■ EXERCISE DETAILS
Pictures don't belong in the copy; print all the records exactly.

— start of MATERIALS PROVIDED —

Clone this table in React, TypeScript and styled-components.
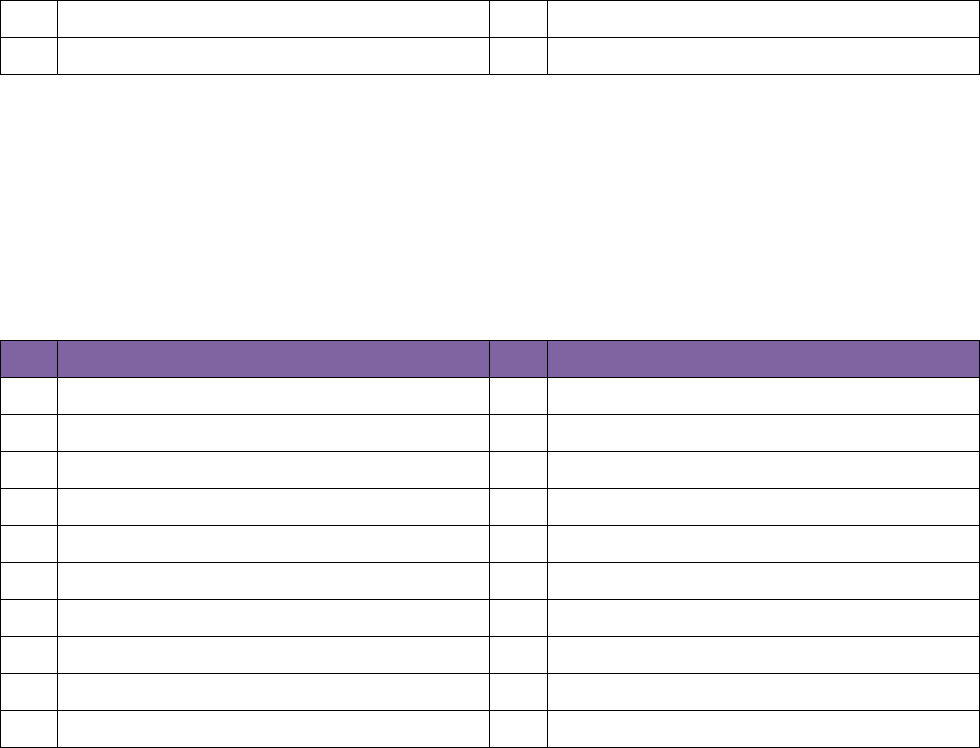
import styled, { createGlobalStyle } from 'styled-components';

const GlobalStyle = createGlobalStyle`
  html, body {
    margin: 0;
    padding: 0;
    background: #ffffff;
    font-family: "Liberation Sans", Arial, sans-serif;
  }
`;

const Page = styled.div`
  width: 980px;
  display: flex;
  flex-direction: column;
  gap: 265px;
`;

const Table = styled.div`
  display: grid;
  grid-template-columns: 57px 432px 58px 432px;
  grid-auto-rows: 37px;
  border-top: 1px solid #000;
  border-left: 1px solid #000;
  width: 980px;
  box-sizing: border-box;
`;

const Cell = styled.div<{ $head?: boolean }>`
  box-sizing: border-box;
  border-right: 1px solid #000;
  border-bottom: 1px solid #000;
  background: ${(p) => (p.$head ? '#8064a2' : '#ffffff')};
`;

function Row({ head }: { head?: boolean }) {
  return (
    <>
      <Cell $head={head} />
      <Cell $head={head} />
      <Cell $head={head} />
      <Cell $head={head} />
    </>
  );
}

export default function App() {
  return (
    <>
      <GlobalStyle />
      <Page>
        <Table>
          <Row />
          <Row />
        </Table>
        <Table>
          <Row head />
          {Array.from({ length: 10 }).map((_, i) => (
            <Row key={i} />
          ))}
        </Table>
      </Page>
    </>
  );
}
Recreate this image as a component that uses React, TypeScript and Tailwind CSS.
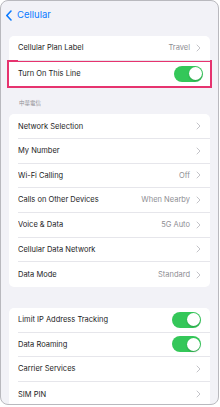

— end of MATERIALS PROVIDED —

■ RIGHT ANSWER
Clone this table in React, TypeScript and styled-components.
import styled, { createGlobalStyle } from 'styled-components';

const GlobalStyle = createGlobalStyle`
  html, body {
    margin: 0;
    padding: 0;
    background: #ffffff;
    font-family: "Liberation Sans", Arial, sans-serif;
  }
`;

const Page = styled.div`
  width: 980px;
  display: flex;
  flex-direction: column;
  gap: 265px;
`;

const Table = styled.div`
  display: grid;
  grid-template-columns: 57px 432px 58px 432px;
  grid-auto-rows: 37px;
  border-top: 1px solid #000;
  border-left: 1px solid #000;
  width: 980px;
  box-sizing: border-box;
`;

const Cell = styled.div<{ $head?: boolean }>`
  box-sizing: border-box;
  border-right: 1px solid #000;
  border-bottom: 1px solid #000;
  background: ${(p) => (p.$head ? '#8064a2' : '#ffffff')};
`;

function Row({ head }: { head?: boolean }) {
  return (
    <>
      <Cell $head={head} />
      <Cell $head={head} />
      <Cell $head={head} />
      <Cell $head={head} />
    </>
  );
}

export default function App() {
  return (
    <>
      <GlobalStyle />
      <Page>
        <Table>
          <Row />
          <Row />
        </Table>
        <Table>
          <Row head />
          {Array.from({ length: 10 }).map((_, i) => (
            <Row key={i} />
          ))}
        </Table>
      </Page>
    </>
  );
}
Recreate this image as a component that uses React, TypeScript and Tailwind CSS.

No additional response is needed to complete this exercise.